Repeat, exactly and completely, the material that follows. Omit the pictures.

• Data extract
● ● ●
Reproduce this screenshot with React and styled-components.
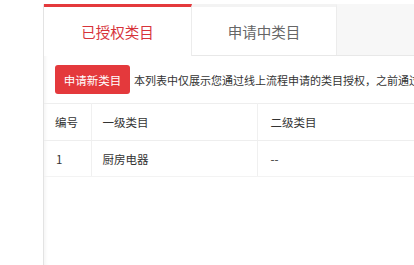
import React from "react";
import styled, { createGlobalStyle } from "styled-components";

const GlobalStyle = createGlobalStyle`
  html, body {
    margin: 0;
    padding: 0;
    background: #fff;
    overflow: hidden;
  }
  body {
    font-family: "Noto Sans CJK SC", "Noto Sans", sans-serif;
    color: #333;
  }
`;

const Page = styled.div`
  display: flex;
  padding: 4px 0 0 43px;
  height: 265px;
  box-sizing: border-box;
  overflow: hidden;
`;

const Panel = styled.div`
  flex: 1;
  min-width: 0;
  display: flex;
  flex-direction: column;
  border-left: 1px solid #e3e3e3;
  border-top: 1px solid #f0f0f0;
  box-shadow: inset 4px 0 4px -3px rgba(0, 0, 0, 0.06);
  background: #fff;
`;

const TabBar = styled.div`
  display: flex;
  height: 51px;
  background: #f7f7f7;
  border-bottom: 1px solid #e8e8e8;
  margin-top: -1px;
`;

const Tab = styled.div`
  width: 148px;
  box-sizing: border-box;
  display: flex;
  align-items: center;
  justify-content: center;
  background: #fff;
  border-top: 3px solid ${(p) => (p.$active ? "#e4393c" : "#f3f3f3")};
  border-right: 1px solid #ececec;
  margin-bottom: ${(p) => (p.$active ? "-1px" : "0")};
  font-size: 14.5px;
  color: ${(p) => (p.$active ? "#d7333a" : "#666")};
  cursor: pointer;
  &:nth-child(2) {
    width: 145px;
  }
`;

const Toolbar = styled.div`
  display: flex;
  align-items: center;
  padding: 9px 11px;
  white-space: nowrap;
  overflow: hidden;
`;

const Button = styled.button`
  flex: none;
  width: 75px;
  height: 29px;
  padding: 0;
  border: none;
  border-radius: 3px;
  background: #e4393c;
  color: #fff;
  font-family: inherit;
  font-size: 11.5px;
  cursor: pointer;
`;

const Note = styled.span`
  margin-left: 4px;
  font-size: 11px;
  color: #333;
`;

const Table = styled.table`
  width: 100%;
  border-collapse: collapse;
  table-layout: fixed;
  font-size: 11.5px;
  color: #333;
`;

const HeadCell = styled.th`
  height: 36px;
  padding: 0 0 0 ${(p) => p.$pad || 11}px;
  text-align: left;
  font-weight: normal;
  border-top: 1px solid #eeeeee;
  border-bottom: 1px solid #eeeeee;
  border-right: 1px solid #f0f0f0;
  &:last-child {
    border-right: none;
  }
`;

const Cell = styled.td`
  height: 35px;
  padding: 0 0 0 ${(p) => p.$pad || 11}px;
  text-align: left;
  border-bottom: 1px solid #f3f3f3;
  border-right: 1px solid #f0f0f0;
  &:last-child {
    border-right: none;
  }
`;

const Filler = styled.div`
  flex: 1;
`;

export default function App() {
  return (
    <>
      <GlobalStyle />
      <Page>
        <Panel>
          <TabBar>
            <Tab $active>已授权类目</Tab>
            <Tab>申请中类目</Tab>
          </TabBar>
          <Toolbar>
            <Button>申请新类目</Button>
            <Note>本列表中仅展示您通过线上流程申请的类目授权，之前通过线下流程申请的类目授权请联系您的对接人</Note>
          </Toolbar>
          <Table>
            <colgroup>
              <col style={{ width: 47 }} />
              <col style={{ width: 166 }} />
              <col />
            </colgroup>
            <thead>
              <tr>
                <HeadCell>编号</HeadCell>
                <HeadCell>一级类目</HeadCell>
                <HeadCell $pad={13}>二级类目</HeadCell>
              </tr>
            </thead>
            <tbody>
              <tr>
                <Cell $pad={12}>1</Cell>
                <Cell>厨房电器</Cell>
                <Cell $pad={13}>--</Cell>
              </tr>
            </tbody>
          </Table>
          <Filler />
        </Panel>
      </Page>
    </>
  );
}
● ● ●
• Result
Reproduce this screenshot with React and styled-components.
import React from "react";
import styled, { createGlobalStyle } from "styled-components";

const GlobalStyle = createGlobalStyle`
  html, body {
    margin: 0;
    padding: 0;
    background: #fff;
    overflow: hidden;
  }
  body {
    font-family: "Noto Sans CJK SC", "Noto Sans", sans-serif;
    color: #333;
  }
`;

const Page = styled.div`
  display: flex;
  padding: 4px 0 0 43px;
  height: 265px;
  box-sizing: border-box;
  overflow: hidden;
`;

const Panel = styled.div`
  flex: 1;
  min-width: 0;
  display: flex;
  flex-direction: column;
  border-left: 1px solid #e3e3e3;
  border-top: 1px solid #f0f0f0;
  box-shadow: inset 4px 0 4px -3px rgba(0, 0, 0, 0.06);
  background: #fff;
`;

const TabBar = styled.div`
  display: flex;
  height: 51px;
  background: #f7f7f7;
  border-bottom: 1px solid #e8e8e8;
  margin-top: -1px;
`;

const Tab = styled.div`
  width: 148px;
  box-sizing: border-box;
  display: flex;
  align-items: center;
  justify-content: center;
  background: #fff;
  border-top: 3px solid ${(p) => (p.$active ? "#e4393c" : "#f3f3f3")};
  border-right: 1px solid #ececec;
  margin-bottom: ${(p) => (p.$active ? "-1px" : "0")};
  font-size: 14.5px;
  color: ${(p) => (p.$active ? "#d7333a" : "#666")};
  cursor: pointer;
  &:nth-child(2) {
    width: 145px;
  }
`;

const Toolbar = styled.div`
  display: flex;
  align-items: center;
  padding: 9px 11px;
  white-space: nowrap;
  overflow: hidden;
`;

const Button = styled.button`
  flex: none;
  width: 75px;
  height: 29px;
  padding: 0;
  border: none;
  border-radius: 3px;
  background: #e4393c;
  color: #fff;
  font-family: inherit;
  font-size: 11.5px;
  cursor: pointer;
`;

const Note = styled.span`
  margin-left: 4px;
  font-size: 11px;
  color: #333;
`;

const Table = styled.table`
  width: 100%;
  border-collapse: collapse;
  table-layout: fixed;
  font-size: 11.5px;
  color: #333;
`;

const HeadCell = styled.th`
  height: 36px;
  padding: 0 0 0 ${(p) => p.$pad || 11}px;
  text-align: left;
  font-weight: normal;
  border-top: 1px solid #eeeeee;
  border-bottom: 1px solid #eeeeee;
  border-right: 1px solid #f0f0f0;
  &:last-child {
    border-right: none;
  }
`;

const Cell = styled.td`
  height: 35px;
  padding: 0 0 0 ${(p) => p.$pad || 11}px;
  text-align: left;
  border-bottom: 1px solid #f3f3f3;
  border-right: 1px solid #f0f0f0;
  &:last-child {
    border-right: none;
  }
`;

const Filler = styled.div`
  flex: 1;
`;

export default function App() {
  return (
    <>
      <GlobalStyle />
      <Page>
        <Panel>
          <TabBar>
            <Tab $active>已授权类目</Tab>
            <Tab>申请中类目</Tab>
          </TabBar>
          <Toolbar>
            <Button>申请新类目</Button>
            <Note>本列表中仅展示您通过线上流程申请的类目授权，之前通过线下流程申请的类目授权请联系您的对接人</Note>
          </Toolbar>
          <Table>
            <colgroup>
              <col style={{ width: 47 }} />
              <col style={{ width: 166 }} />
              <col />
            </colgroup>
            <thead>
              <tr>
                <HeadCell>编号</HeadCell>
                <HeadCell>一级类目</HeadCell>
                <HeadCell $pad={13}>二级类目</HeadCell>
              </tr>
            </thead>
            <tbody>
              <tr>
                <Cell $pad={12}>1</Cell>
                <Cell>厨房电器</Cell>
                <Cell $pad={13}>--</Cell>
              </tr>
            </tbody>
          </Table>
          <Filler />
        </Panel>
      </Page>
    </>
  );
}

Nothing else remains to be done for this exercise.